[START OF Data section]

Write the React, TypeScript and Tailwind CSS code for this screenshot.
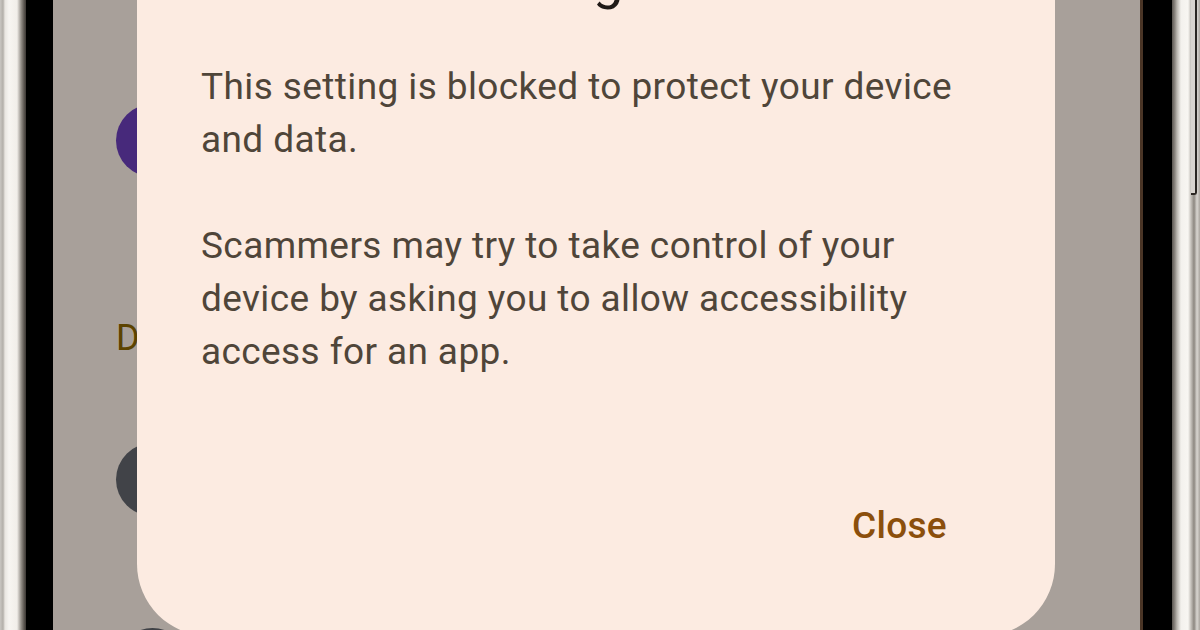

[END OF Data section]
[START OF Data section]

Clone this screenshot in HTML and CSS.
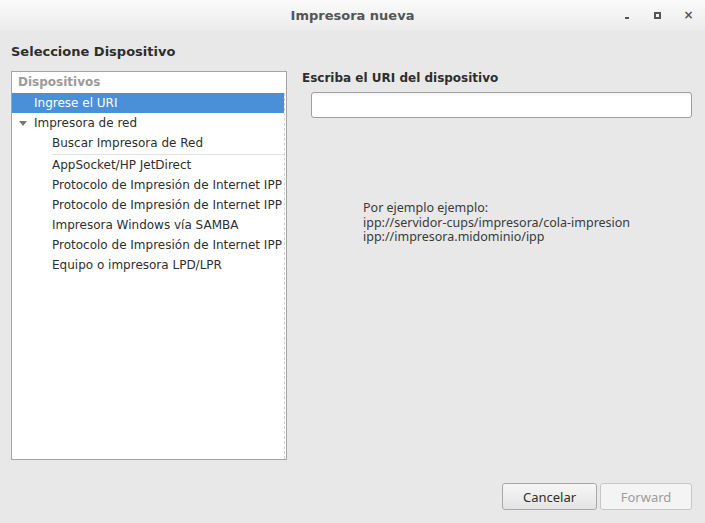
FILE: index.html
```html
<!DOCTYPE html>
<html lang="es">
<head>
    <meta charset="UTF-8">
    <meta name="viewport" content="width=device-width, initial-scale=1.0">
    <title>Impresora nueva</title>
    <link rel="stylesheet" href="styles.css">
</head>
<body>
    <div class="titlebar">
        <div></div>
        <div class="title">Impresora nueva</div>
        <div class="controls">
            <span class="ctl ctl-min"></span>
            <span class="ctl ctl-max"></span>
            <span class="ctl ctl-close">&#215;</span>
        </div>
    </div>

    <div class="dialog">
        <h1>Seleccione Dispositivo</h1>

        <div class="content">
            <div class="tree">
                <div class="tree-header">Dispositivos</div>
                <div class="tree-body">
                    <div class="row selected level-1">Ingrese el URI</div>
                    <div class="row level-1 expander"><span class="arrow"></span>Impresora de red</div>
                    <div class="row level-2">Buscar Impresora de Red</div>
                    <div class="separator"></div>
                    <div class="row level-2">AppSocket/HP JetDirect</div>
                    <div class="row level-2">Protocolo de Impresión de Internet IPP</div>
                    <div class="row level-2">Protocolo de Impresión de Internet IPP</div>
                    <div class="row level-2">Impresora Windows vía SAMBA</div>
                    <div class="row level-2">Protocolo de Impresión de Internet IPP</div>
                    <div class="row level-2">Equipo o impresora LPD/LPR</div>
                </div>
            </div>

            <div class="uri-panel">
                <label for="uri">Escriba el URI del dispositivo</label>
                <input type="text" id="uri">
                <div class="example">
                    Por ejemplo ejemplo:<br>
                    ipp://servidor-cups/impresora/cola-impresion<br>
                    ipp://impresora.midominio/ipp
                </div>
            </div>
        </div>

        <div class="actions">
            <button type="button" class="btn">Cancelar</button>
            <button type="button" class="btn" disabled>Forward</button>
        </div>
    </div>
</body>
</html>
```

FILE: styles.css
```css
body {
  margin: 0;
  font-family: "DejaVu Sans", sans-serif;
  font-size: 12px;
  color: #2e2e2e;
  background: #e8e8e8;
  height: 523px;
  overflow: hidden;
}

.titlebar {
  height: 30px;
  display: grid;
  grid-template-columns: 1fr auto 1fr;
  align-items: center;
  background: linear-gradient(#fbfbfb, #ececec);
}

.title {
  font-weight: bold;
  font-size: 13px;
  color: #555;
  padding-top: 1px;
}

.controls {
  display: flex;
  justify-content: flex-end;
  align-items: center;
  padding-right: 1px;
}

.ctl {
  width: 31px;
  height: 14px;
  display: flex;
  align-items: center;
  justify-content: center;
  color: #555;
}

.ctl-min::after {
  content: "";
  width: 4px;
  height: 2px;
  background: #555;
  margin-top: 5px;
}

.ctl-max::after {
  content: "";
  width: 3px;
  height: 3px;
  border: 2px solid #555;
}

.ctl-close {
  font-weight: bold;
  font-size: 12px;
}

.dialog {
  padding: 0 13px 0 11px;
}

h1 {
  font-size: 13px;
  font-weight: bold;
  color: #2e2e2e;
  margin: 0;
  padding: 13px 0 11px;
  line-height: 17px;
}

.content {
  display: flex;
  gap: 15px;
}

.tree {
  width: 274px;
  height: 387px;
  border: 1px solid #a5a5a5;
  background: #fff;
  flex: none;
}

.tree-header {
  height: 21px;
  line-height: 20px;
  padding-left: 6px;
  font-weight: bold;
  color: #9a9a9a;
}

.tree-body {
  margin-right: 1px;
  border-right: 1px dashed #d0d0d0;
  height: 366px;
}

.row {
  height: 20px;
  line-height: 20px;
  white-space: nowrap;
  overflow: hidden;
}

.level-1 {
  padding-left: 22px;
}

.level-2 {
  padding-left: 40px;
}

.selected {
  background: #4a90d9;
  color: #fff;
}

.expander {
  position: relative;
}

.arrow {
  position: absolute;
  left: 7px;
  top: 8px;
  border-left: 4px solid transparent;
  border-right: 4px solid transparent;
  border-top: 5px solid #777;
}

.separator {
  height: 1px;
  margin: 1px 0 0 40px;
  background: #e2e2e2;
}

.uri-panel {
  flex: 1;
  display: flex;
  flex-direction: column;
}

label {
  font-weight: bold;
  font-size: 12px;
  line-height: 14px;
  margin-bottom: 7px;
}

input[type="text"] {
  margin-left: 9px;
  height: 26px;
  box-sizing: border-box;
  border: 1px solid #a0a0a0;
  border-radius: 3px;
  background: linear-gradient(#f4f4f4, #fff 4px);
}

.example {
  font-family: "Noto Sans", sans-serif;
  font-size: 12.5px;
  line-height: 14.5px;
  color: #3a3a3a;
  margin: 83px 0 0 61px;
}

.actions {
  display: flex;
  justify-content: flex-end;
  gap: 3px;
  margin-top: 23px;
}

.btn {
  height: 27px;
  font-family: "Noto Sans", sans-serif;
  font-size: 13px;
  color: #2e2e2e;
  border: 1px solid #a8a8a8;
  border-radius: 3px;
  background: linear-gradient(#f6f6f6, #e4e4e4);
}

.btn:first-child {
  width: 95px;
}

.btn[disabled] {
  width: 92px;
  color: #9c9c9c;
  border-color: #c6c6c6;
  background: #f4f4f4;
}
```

[END OF Data section]
[START OF Data section]

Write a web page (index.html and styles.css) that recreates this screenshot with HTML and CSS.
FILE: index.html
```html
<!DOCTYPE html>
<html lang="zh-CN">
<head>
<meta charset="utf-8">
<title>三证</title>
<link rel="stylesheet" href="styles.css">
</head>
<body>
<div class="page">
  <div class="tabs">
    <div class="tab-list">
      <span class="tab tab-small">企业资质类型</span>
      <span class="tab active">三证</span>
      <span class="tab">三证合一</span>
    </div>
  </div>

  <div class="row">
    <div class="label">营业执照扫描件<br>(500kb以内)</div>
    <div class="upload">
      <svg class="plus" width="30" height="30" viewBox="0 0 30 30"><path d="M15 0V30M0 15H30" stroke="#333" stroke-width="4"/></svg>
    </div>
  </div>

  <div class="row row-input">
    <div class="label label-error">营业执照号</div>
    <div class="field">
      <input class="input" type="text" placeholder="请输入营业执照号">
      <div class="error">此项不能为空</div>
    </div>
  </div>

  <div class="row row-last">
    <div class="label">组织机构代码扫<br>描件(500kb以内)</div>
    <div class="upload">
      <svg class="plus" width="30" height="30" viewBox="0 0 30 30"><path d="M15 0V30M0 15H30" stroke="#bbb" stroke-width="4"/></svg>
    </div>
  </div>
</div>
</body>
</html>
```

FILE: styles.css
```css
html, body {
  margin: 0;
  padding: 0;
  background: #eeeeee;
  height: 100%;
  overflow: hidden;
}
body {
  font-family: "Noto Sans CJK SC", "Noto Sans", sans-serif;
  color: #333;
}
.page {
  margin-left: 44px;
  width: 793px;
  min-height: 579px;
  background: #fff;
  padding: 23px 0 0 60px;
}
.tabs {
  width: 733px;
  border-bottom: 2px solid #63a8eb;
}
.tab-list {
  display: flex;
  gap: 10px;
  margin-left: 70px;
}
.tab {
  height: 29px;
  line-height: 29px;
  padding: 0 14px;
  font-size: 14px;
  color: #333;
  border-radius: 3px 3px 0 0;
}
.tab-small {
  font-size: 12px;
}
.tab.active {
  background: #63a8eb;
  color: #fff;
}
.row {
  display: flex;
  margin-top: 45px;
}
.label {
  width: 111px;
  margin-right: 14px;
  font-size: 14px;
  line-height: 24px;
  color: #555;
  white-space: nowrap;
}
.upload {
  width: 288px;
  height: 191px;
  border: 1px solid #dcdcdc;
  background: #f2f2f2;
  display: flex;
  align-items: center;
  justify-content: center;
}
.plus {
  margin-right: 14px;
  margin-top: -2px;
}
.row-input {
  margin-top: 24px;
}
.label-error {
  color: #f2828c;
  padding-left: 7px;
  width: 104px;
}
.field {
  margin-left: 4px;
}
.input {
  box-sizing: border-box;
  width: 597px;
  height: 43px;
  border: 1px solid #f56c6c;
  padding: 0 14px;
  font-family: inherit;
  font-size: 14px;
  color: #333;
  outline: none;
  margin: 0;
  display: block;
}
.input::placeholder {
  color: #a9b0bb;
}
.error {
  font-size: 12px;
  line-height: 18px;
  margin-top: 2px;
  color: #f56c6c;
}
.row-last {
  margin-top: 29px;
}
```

[END OF Data section]

Written request >> Copy each line of the entries that includes the word "this".

Written response >>
Write the React, TypeScript and Tailwind CSS code for this screenshot.
Clone this screenshot in HTML and CSS.
Write a web page (index.html and styles.css) that recreates this screenshot with HTML and CSS.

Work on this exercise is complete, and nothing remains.